On Namibia’s northern coastline the stark beauty of one of the world’s oldest deserts meets an Atlantic current rich with sea life. The result is a temperate desert coastline unlike anything else on earth.
The dominant feature of the region is the Namib Desert, an arid environment of towering sand dunes, dry riverbeds and empty canyons. Namib means “vast place” and this desert’s long stretches of empty beach and dune are often described as lonely or bleak. However, a closer look shows that the desert is alive with unique reptiles, insects and plant life.

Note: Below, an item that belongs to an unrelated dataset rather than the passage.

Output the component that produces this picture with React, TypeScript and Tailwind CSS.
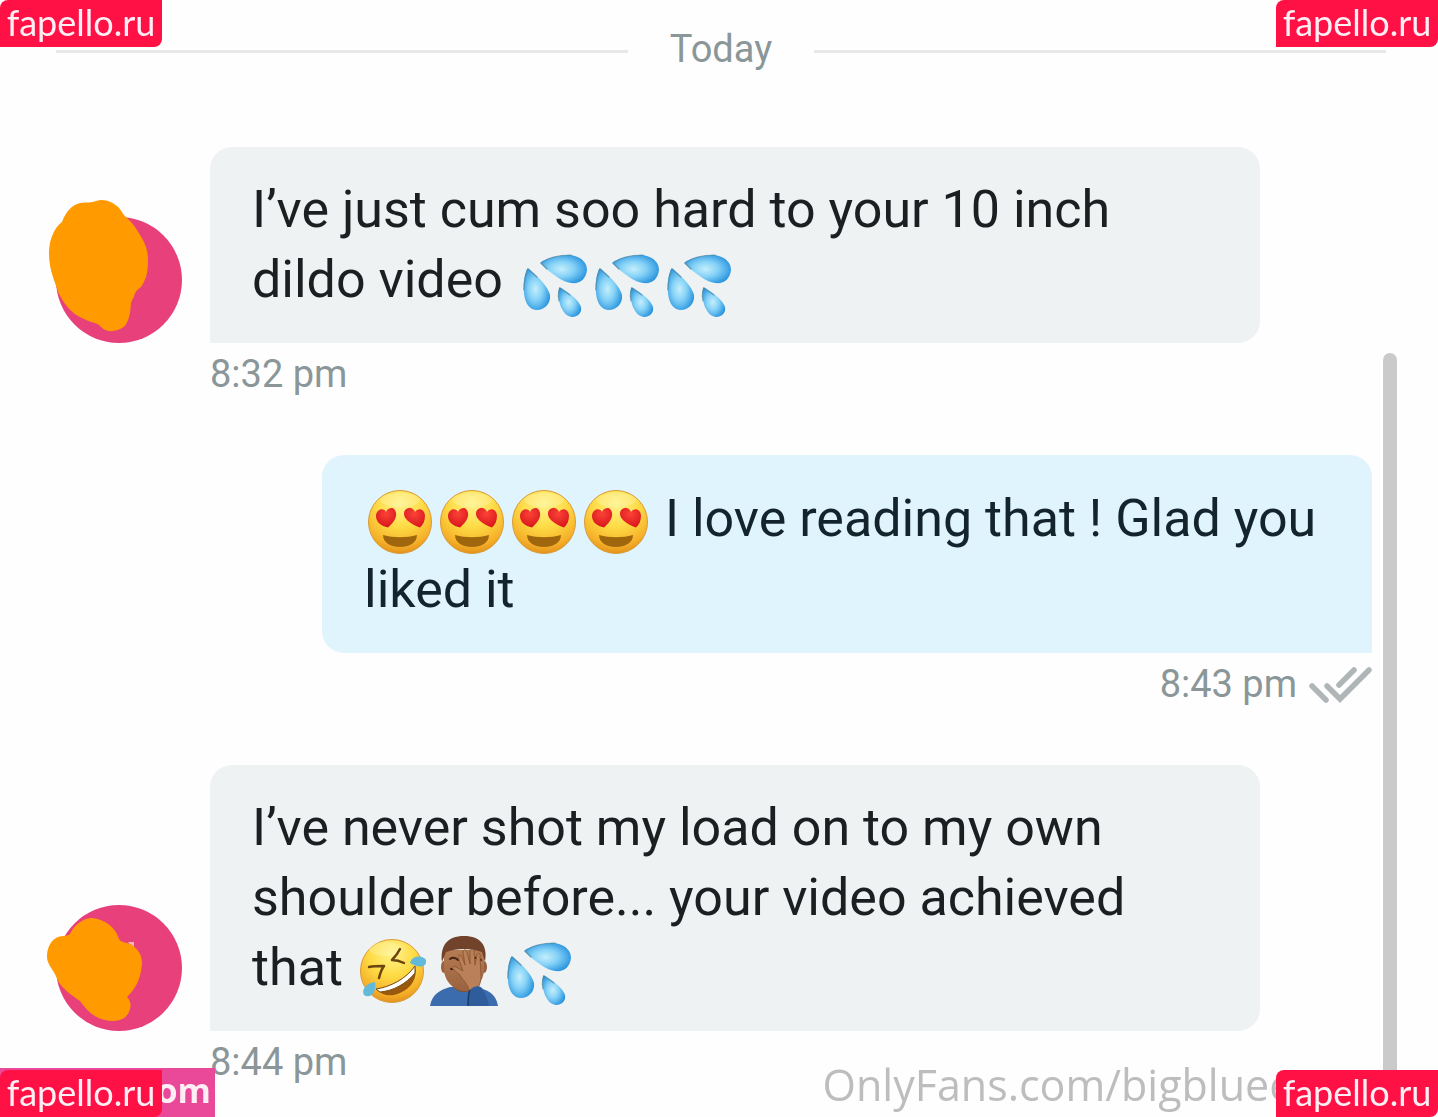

Dense ocean fogs obscure the dunes and beaches for more than 180 days each year, making a visit to this desert an experience often shrouded in cool mist. The ocean winds that bring the fog also create an immense line of shifting sand dunes—an environment often described as a “dune sea.” The Namib’s dunes are so vast and influential that they actually change the direction of prevailing winds from south to southwest. The tallest of these dunes stand over 900 feet high, making them the second highest sand dunes in the world.
The climate of the Skeleton Coast is shaped by the Atlantic’s Benguela Current, a nutrient-rich ocean current originating off the Western Cape of Africa. These cold Atlantic waters produce cool sea breezes that keep shore temperatures mild, despite the intense sunlight and arid desert climate. The current also attracts plankton and large schools of fish and whales, resulting in an environment teeming with sea life.

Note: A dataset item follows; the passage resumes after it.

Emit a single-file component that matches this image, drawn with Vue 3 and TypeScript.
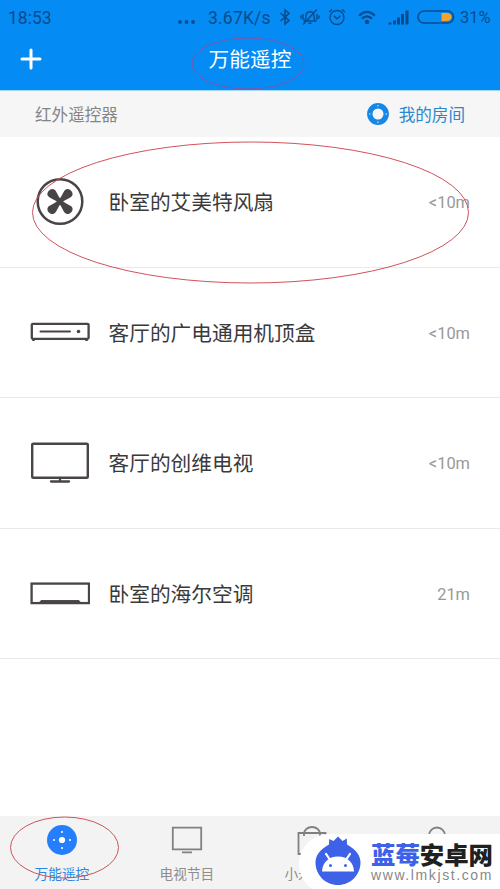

The Skeleton Coast is littered with more than a thousand shipwrecks. Many of the vessels lost their way in the thick fog, ran aground and were destroyed in the heavy surf. Interestingly, the wrecks are not the source of the name “Skeleton Coast.” This moniker came from the region’s history of whaling and sealing. These industries, which lasted into the early 1900s, left bleach-white skeletons stretched along the entire coastline. Massive whale skeletons are still encountered on the beach today, but the rusting bones of old ships have come to symbolize the region.
Flightseeing and Dune Drives
The majority of the Skeleton Coast is unpopulated and inaccessible. Travelers visit the area by driving over the beaches and dunes in four-wheel-drive vehicles or flightseeing in light aircraft. While ground travel is the best option for experiencing the desert and its wildlife in person, flightseeing is an exciting way to see the immensity of the coastline. Beach landings at key shipwrecks and sand dunes allow you to experience the very best of the Skeleton Coast’s big attractions.
A Welcoming People
In contrast to its harsh environment, Namibia is home to a welcoming population, many of whom have a pioneering spirit and an adventurous outlook on life. The nation is home to a variety of peoples and cultures that have found a way to thrive in this unique environment.